[Start Provided material]

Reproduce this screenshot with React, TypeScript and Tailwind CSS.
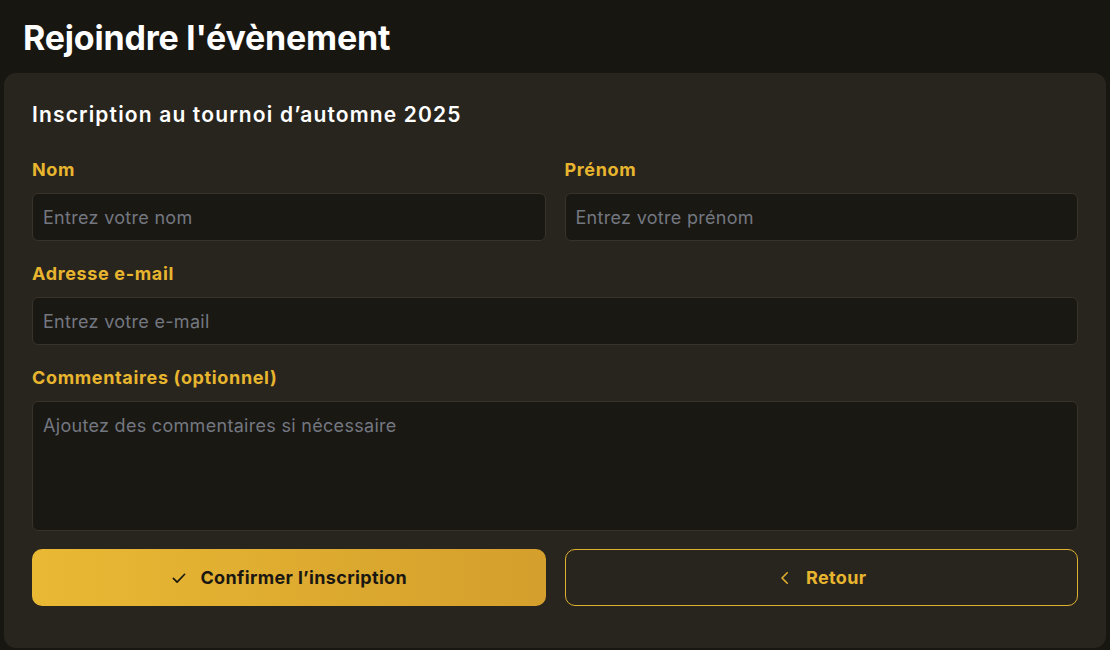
import React from "react";

const font = { fontFamily: "Inter, 'Noto Sans', sans-serif" };

function Label({ children }: { children: React.ReactNode }) {
  return (
    <label className="text-[18px] leading-6 font-bold text-[#e8b52f] tracking-[0.65px] mb-[11px]">{children}</label>
  );
}

function Field({ label, placeholder }: { label: string; placeholder: string }) {
  return (
    <div className="flex flex-col min-w-0">
      <Label>{label}</Label>
      <input
        placeholder={placeholder}
        className="h-12 w-full rounded-md bg-[#1a1813] border border-[#37332a] px-2.5 text-[18px] tracking-[0.3px] text-white placeholder:text-[#737780] outline-none"
      />
    </div>
  );
}

export default function App() {
  return (
    <div style={font} className="w-[1110px] h-[650px] bg-[#181611] overflow-hidden">
      <h1 className="pl-[23px] pt-[17px] pb-[15px] text-[34px] leading-[41px] font-bold text-white tracking-[-0.2px]">
        Rejoindre l'évènement
      </h1>
      <div className="mx-1 rounded-xl bg-[#28251e] px-7 pt-7 pb-[42px]">
        <h2 className="text-[21px] leading-7 font-semibold text-white tracking-[1.15px]">
          Inscription au tournoi d’automne 2025
        </h2>
        <div className="mt-[29px] flex flex-col gap-[21px]">
          <div className="grid grid-cols-2 gap-[19px]">
            <Field label="Nom" placeholder="Entrez votre nom" />
            <Field label="Prénom" placeholder="Entrez votre prénom" />
          </div>
          <Field label="Adresse e-mail" placeholder="Entrez votre e-mail" />
          <div className="flex flex-col">
            <Label>Commentaires (optionnel)</Label>
            <textarea
              placeholder="Ajoutez des commentaires si nécessaire"
              className="h-[130px] w-full resize-none rounded-md bg-[#1a1813] border border-[#37332a] px-2.5 pt-3 text-[18px] leading-6 tracking-[0.3px] text-white placeholder:text-[#737780] outline-none"
            />
          </div>
        </div>
        <div className="mt-[18px] grid grid-cols-2 gap-[19px]">
          <button className="h-[57px] rounded-[10px] bg-gradient-to-r from-[#e9b934] to-[#d49f2c] flex items-center justify-center gap-3 text-[18px] tracking-[0.35px] font-bold text-[#1a1712]">
            <svg width="18" height="18" viewBox="0 0 24 24" fill="none" stroke="currentColor" strokeWidth="2.2" strokeLinecap="round" strokeLinejoin="round">
              <path d="M4.5 12.5l5 5L19.5 7" />
            </svg>
            Confirmer l’inscription
          </button>
          <button className="h-[57px] rounded-[10px] border border-[#e0b030] flex items-center justify-center gap-3 text-[18px] tracking-[0.35px] font-bold text-[#e8b52f]">
            <svg width="18" height="18" viewBox="0 0 24 24" fill="none" stroke="currentColor" strokeWidth="2" strokeLinecap="round" strokeLinejoin="round">
              <path d="M15 5l-7 7 7 7" />
            </svg>
            Retour
          </button>
        </div>
      </div>
    </div>
  );
}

[End Provided material]

Produce an exact copy of each line of data, skipping embedded images.

• [Exercise solution]:
Reproduce this screenshot with React, TypeScript and Tailwind CSS.
import React from "react";

const font = { fontFamily: "Inter, 'Noto Sans', sans-serif" };

function Label({ children }: { children: React.ReactNode }) {
  return (
    <label className="text-[18px] leading-6 font-bold text-[#e8b52f] tracking-[0.65px] mb-[11px]">{children}</label>
  );
}

function Field({ label, placeholder }: { label: string; placeholder: string }) {
  return (
    <div className="flex flex-col min-w-0">
      <Label>{label}</Label>
      <input
        placeholder={placeholder}
        className="h-12 w-full rounded-md bg-[#1a1813] border border-[#37332a] px-2.5 text-[18px] tracking-[0.3px] text-white placeholder:text-[#737780] outline-none"
      />
    </div>
  );
}

export default function App() {
  return (
    <div style={font} className="w-[1110px] h-[650px] bg-[#181611] overflow-hidden">
      <h1 className="pl-[23px] pt-[17px] pb-[15px] text-[34px] leading-[41px] font-bold text-white tracking-[-0.2px]">
        Rejoindre l'évènement
      </h1>
      <div className="mx-1 rounded-xl bg-[#28251e] px-7 pt-7 pb-[42px]">
        <h2 className="text-[21px] leading-7 font-semibold text-white tracking-[1.15px]">
          Inscription au tournoi d’automne 2025
        </h2>
        <div className="mt-[29px] flex flex-col gap-[21px]">
          <div className="grid grid-cols-2 gap-[19px]">
            <Field label="Nom" placeholder="Entrez votre nom" />
            <Field label="Prénom" placeholder="Entrez votre prénom" />
          </div>
          <Field label="Adresse e-mail" placeholder="Entrez votre e-mail" />
          <div className="flex flex-col">
            <Label>Commentaires (optionnel)</Label>
            <textarea
              placeholder="Ajoutez des commentaires si nécessaire"
              className="h-[130px] w-full resize-none rounded-md bg-[#1a1813] border border-[#37332a] px-2.5 pt-3 text-[18px] leading-6 tracking-[0.3px] text-white placeholder:text-[#737780] outline-none"
            />
          </div>
        </div>
        <div className="mt-[18px] grid grid-cols-2 gap-[19px]">
          <button className="h-[57px] rounded-[10px] bg-gradient-to-r from-[#e9b934] to-[#d49f2c] flex items-center justify-center gap-3 text-[18px] tracking-[0.35px] font-bold text-[#1a1712]">
            <svg width="18" height="18" viewBox="0 0 24 24" fill="none" stroke="currentColor" strokeWidth="2.2" strokeLinecap="round" strokeLinejoin="round">
              <path d="M4.5 12.5l5 5L19.5 7" />
            </svg>
            Confirmer l’inscription
          </button>
          <button className="h-[57px] rounded-[10px] border border-[#e0b030] flex items-center justify-center gap-3 text-[18px] tracking-[0.35px] font-bold text-[#e8b52f]">
            <svg width="18" height="18" viewBox="0 0 24 24" fill="none" stroke="currentColor" strokeWidth="2" strokeLinecap="round" strokeLinejoin="round">
              <path d="M15 5l-7 7 7 7" />
            </svg>
            Retour
          </button>
        </div>
      </div>
    </div>
  );
}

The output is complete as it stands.